When we last checked in with Carson Tate, the managing partner of Working Simply was making a business case for taking time off. A real vacation—completely disconnected from technology—she argues, is the key to unlocking real innovation and productivity.
We then polled our readers and experts to cull a set of tips for unplugging. Suggestions ranged from allowing a sparing amount of office check-ins to quitting the technology compulsion cold turkey to truly restore the over-stimulated brain.
Whatever degree of relaxation you chose, one thing is inevitable: Work is waiting on the other side. So how do you soften the transition and switch gears?
“People often share with us that they don't feel like they can unhook and go offline for vacation because they will come back and get stuck in a landfill of backlog. They feel like they pay the 'vacation tax' of being out of control and never getting caught up,” says Mike Williams, CEO of the David Allen Company. Volume isn’t the issue, he maintains. Visions of hundreds of unread emails may be dancing in your head, he says, but it's the lack of processing time people allow to deal with that volume that's the biggest improvement opportunity.
Here are some strategies that work.
Before You Touch Down
Daina Middleton, global CEO of Performics, the performance marketing division of Publicis Groupe, has the good fortune of being able to travel to Hawaii often. "I always catch up on email on the return trip from vacations. The six-hour return plane ride is a great opportunity to dig out and get back up to speed on everything that happened while I was out. This helps me get my mind back in the game and mentally organizes me for the first week back so I don't feel so lost that first day in the office."

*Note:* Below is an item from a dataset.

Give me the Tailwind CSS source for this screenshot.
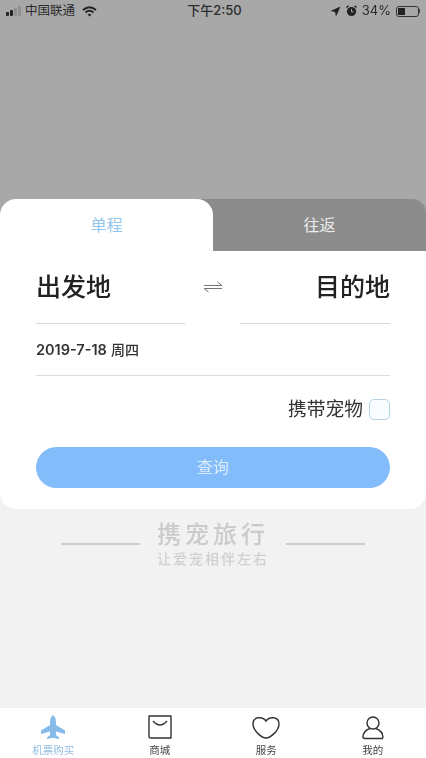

If you’re not traveling that far, Pam Horan, president of the Online Publishers Association, says when scheduling a trip she always makes sure to return by Saturday so she can devote Sunday to catch up on email. “I find that this reduces the stress and allows for a smooth re-entry to reality.”
The First Morning Back
Take it from Ask.com’s chief product and technology officer Lisa Kavanaugh. She reserves the night before returning to work to get caught up with her inbox. But even more important to hit the ground running is food. “I ensure I have a good breakfast and energy-boosting workout so that I have the stamina to power through my day," says Kavanaugh.
Williams says a Getting Things Done strategy is to book a meeting with yourself for the sole purpose of catching up. “If you normally take 30 minutes to go through your inbox in the morning, multiply that by the number of days you've been out—or whatever good chunk of uninterrupted time you can carve out to collect, process, and organize what's come in, to get clear and current.”
Andrea Wasserman, national Bridal Director at Nordstrom, who travels a lot for work and and (some) play, uses long flights to get through emails but puts time on her calendar the first day back to re-connect with the team, return phone calls, and have any urgent meetings.
In the Buffer Zone
Tate advises creating an “expansive buffer zone” to process all those new insights gained while taking a break. “Make space in your calendar to capture them before they slip away, so you can then begin implementation,” she says.
She encourages also using this time to ask yourself some honest questions about your tasks and to-do list. “What activities started to creep into your work day that aren’t a high return on impact or aligned to your strategic goals?” she suggests asking,” and what new idea or approach are you going to start using today?” In other words, take a look at those reports you keep generating that no one is reading or missed while you were gone, and think about how you can offer the information more effectively.
Throughout the Day
“Show your photos, talk about your trip, and give yourself some grace,” says Tate. Don’t schedule very challenging work in the first two or three days back when “your brain is soaked in Coppertone.” She recommends intentionally and purposefully allowing yourself the time to ease back in. “Remember, the world didn’t collapse while you were away,” she says.
And if things start to feel overwhelming (or you’ve re-entered with the dread that you just can’t do the job any longer) Tate says take a minute to identify whether it is it the type of work, hours, the environment, the team, or your boss. “Once you identify specifically what needs to change, then drill into what you can control,” she offers. If you enjoy your work but have a challenging boss, determine what you do will do differently to better communicate.”
To combat the stuck feeling, blogger and fitness expert Carla Birnberg of MizFitOnline.com suggests taking steps before and after a break to keep things humming. “Breaks from posting are also crucial for creating compelling and interesting content,” says Birnberg. “It's when I get out there and live that I have experiences about which to blog. I even have posts where I share [news of an upcoming hiatus] with my readers as a kind of accountability for myself.”
As with exercise, Birnberg says, “The surest way to never start back is to pressure yourself to be perfect.” The difference with regular work is that you can always regroup (or in the case of Birnberg’s v-logs, re-shoot). “I’m pretty certain, once you take a breath, relax and [be] the authentic you,” she says, you’ll be able to precisely convey what you want.
The Next Day
Having trouble keeping the calm going? Tate suggests bringing a bottle of suntan lotion with you to work. Take a deep whiff when things start to feel overwhelming. “Remember, it’s a marathon not a sprint,” says Tate.
And while you’re filling up your calendar with meetings and project deadlines, don’t forget to schedule another unplugged vacation.